Illinois’ Medicaid Long Term Care Eligibility Rules

Illinois Medicaid Long Term Care Eligibility Rules


In January, 2012, new regulations became effective in Illinois substantially changing eligibility for Medicaid coverage of long-term care. Although effective in January, the local offices of the Illinois Department of Human Services, the agency making determinations of eligibility for Medicaid, did not implement these new regulations until July, 2012. Additionally, in June of 2012, Governor Quinn signed into law Medicaid reform, the STAMP Act, which also made several significant changes to eligibility for Medicaid long term care coverage. Both the new regulations and the STAMP Act were implemented on July 1, 2012. Highlighted below are the most significant changes to eligibility for long term care Medicaid coverage.

The Medicaid Long Term Care Coverage “Look Back” is Extended to 60 months

To qualify for Medicaid coverage for nursing home, supportive living, or the community care program, an applicant is required to document that they did not make any transfers of assets for purposes of qualifying for Medicaid during the applicable “look back” period. Until January, 2012, the look back period was 36 months. The regulations effective in January, 2012, changed the look back to 60 months. However, it was not implemented until July, 2012.

All applicants for Medicaid long term care coverage who filed on or after July 1, 2012, are required to produce monthly statements for all assets held during the 60 months prior to the date of the Medicaid application.

All Non-Allowable Transfers Made During the 60 Month Look Back are Aggregated for Purposes of Determining a Penalty Period of Ineligibility for Medicaid

Regulations effective in January, 2012, changed the method by which the Department penalizes an applicant for long term care Medicaid who transferred assets during the look back period. Unlike prior regulations, the new regulations require the Department to add together all transfers made during the look back period and use the total amount when calculating the penalty caused by the transfer. These new regulations were not implemented at the local office level until July, 2012.

A Non-allowable Transfer Made During the 60 Month Look Back Results in Future Ineligibility for Long-Term Care Medicaid coverage

The Department imposes a penalty period of ineligibility for Medicaid coverage for any non-allowable transfers which occur during the look back period. Under prior regulations, the penalty period began with the month of the non-allowable transfer. Under new regulations, the penalty period, consisting of a number of months and partial months of ineligibility for Medicaid, does not begin until the month that the applicant is receiving long term care services and is eligible for Medicaid based upon an application which is approved but, except for the imposition of the penalty period. In other words, a person who gave away assets does not begin the penalty period of non- eligibility for Medicaid until they are receiving nursing home care, supportive living or community care services, and have no assets other than Medicaid exempt assets.

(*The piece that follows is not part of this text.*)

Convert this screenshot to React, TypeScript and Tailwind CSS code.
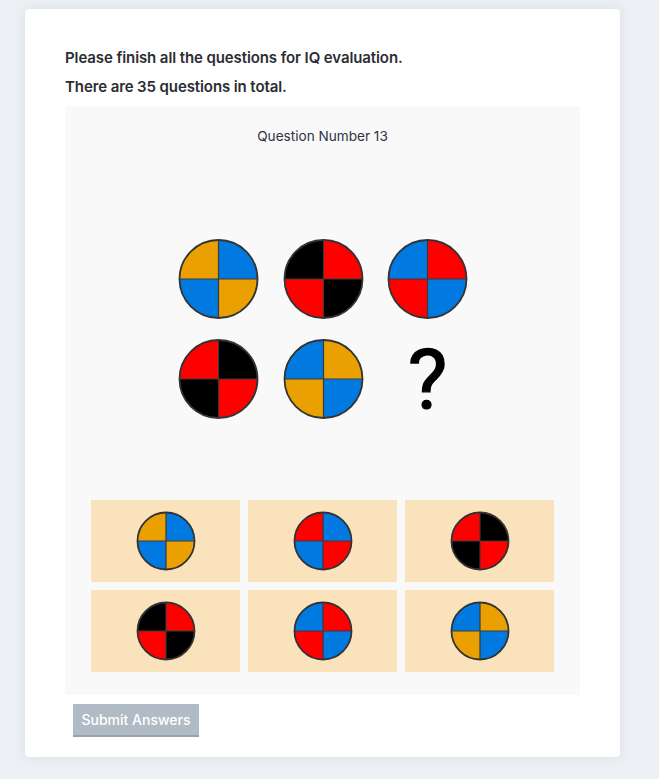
import React from "react";

const O = "#e9a000";
const B = "#0079e0";
const R = "#ff0000";
const K = "#000000";

function Quad({ cx, cy, r, c }: { cx: number; cy: number; r: number; c: [string, string, string, string] }) {
  const [tl, tr, bl, br] = c;
  return (
    <g>
      <path d={`M${cx} ${cy} L${cx} ${cy - r} A${r} ${r} 0 0 0 ${cx - r} ${cy} Z`} fill={tl} />
      <path d={`M${cx} ${cy} L${cx + r} ${cy} A${r} ${r} 0 0 0 ${cx} ${cy - r} Z`} fill={tr} />
      <path d={`M${cx} ${cy} L${cx - r} ${cy} A${r} ${r} 0 0 0 ${cx} ${cy + r} Z`} fill={bl} />
      <path d={`M${cx} ${cy} L${cx} ${cy + r} A${r} ${r} 0 0 0 ${cx + r} ${cy} Z`} fill={br} />
      <line x1={cx - r} y1={cy} x2={cx + r} y2={cy} stroke="#3a3a3a" strokeWidth={1.2} />
      <line x1={cx} y1={cy - r} x2={cx} y2={cy + r} stroke="#3a3a3a" strokeWidth={1.2} />
      <circle cx={cx} cy={cy} r={r} fill="none" stroke="#333" strokeWidth={1.8} />
    </g>
  );
}

const options: [string, string, string, string][] = [
  [O, B, B, O],
  [R, B, B, R],
  [R, K, K, R],
  [K, R, R, K],
  [B, R, R, B],
  [B, O, O, B],
];

export default function App() {
  return (
    <div
      className="min-h-[779px] w-full bg-[#edf0f4] pt-[9px] pb-[22px]"
      style={{ fontFamily: "Inter, 'Liberation Sans', sans-serif" }}
    >
      <div className="ml-[25px] w-[595px] rounded-[4px] bg-white px-[40px] pt-[39px] pb-[20px] shadow-[0_0_12px_rgba(180,190,205,0.35)]">
        <p className="text-[15px] font-semibold leading-[20px] tracking-[-0.1px] text-[#2b2d33]">
          Please finish all the questions for IQ evaluation.
        </p>
        <p className="mt-[9px] text-[15px] font-semibold leading-[20px] tracking-[-0.1px] text-[#2b2d33]">
          There are 35 questions in total.
        </p>
        <div className="mt-[9px] flex flex-col items-center bg-[#f9f9f9] px-[26px] pt-[21px] pb-[23px]">
          <p className="text-[13.6px] leading-[18px] text-[#2f3342]">Question Number 13</p>
          <svg width="300" height="190" viewBox="0 0 300 190" className="mt-[94px] overflow-visible">
            <Quad cx={45.5} cy={40} r={39} c={[O, B, B, O]} />
            <Quad cx={150.5} cy={40} r={39} c={[K, R, R, K]} />
            <Quad cx={254.5} cy={40} r={39} c={[B, R, R, B]} />
            <Quad cx={45.5} cy={140} r={39} c={[R, K, K, R]} />
            <Quad cx={150.5} cy={140} r={39} c={[B, O, O, B]} />
            <text
              x={254.5}
              y={170}
              textAnchor="middle"
              fontSize={84}
              fontWeight={400}
              fill="#000"
              stroke="#000"
              strokeWidth={1.2}
              fontFamily="Roboto, 'Liberation Sans', sans-serif"
            >
              ?
            </text>
          </svg>
          <div className="mt-[71px] grid w-full grid-cols-3 gap-[8px]">
            {options.map((c, i) => (
              <div key={i} className="flex h-[82px] items-center justify-center bg-[#f9e2bc]">
                <svg width="60" height="60" viewBox="0 0 60 60">
                  <Quad cx={30} cy={30} r={28.5} c={c} />
                </svg>
              </div>
            ))}
          </div>
        </div>
        <button className="mt-[9px] ml-[8px] h-[33px] w-[126px] border-b-2 border-[#98a2ac] bg-[#b0bbc5] text-[14px] font-medium text-white">
          Submit Answers
        </button>
      </div>
    </div>
  );
}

For example, Mary Smith, in December of 2011, gave each of her two children $12,000.00 In April of 2012, she gave each of her 4 grandchildren $3000.00 She lives in a nursing home costing $6000.00 per month and applies for Medicaid, and is determined eligible (but for the penalty period) in July, 2012. Under the old rules, Mary would have incurred a four month penalty ($24,000.00 ÷ $6000.00 = 4) for the gifts to her children in

December of 2011, beginning in December, 2011, and expiring March, 2011. She would have incurred a 2 month penalty ($12,000.00 ÷ $6000.00 = 2) for the gifts to her grandchildren in April, 2012, beginning in April and expiring in May, 2012.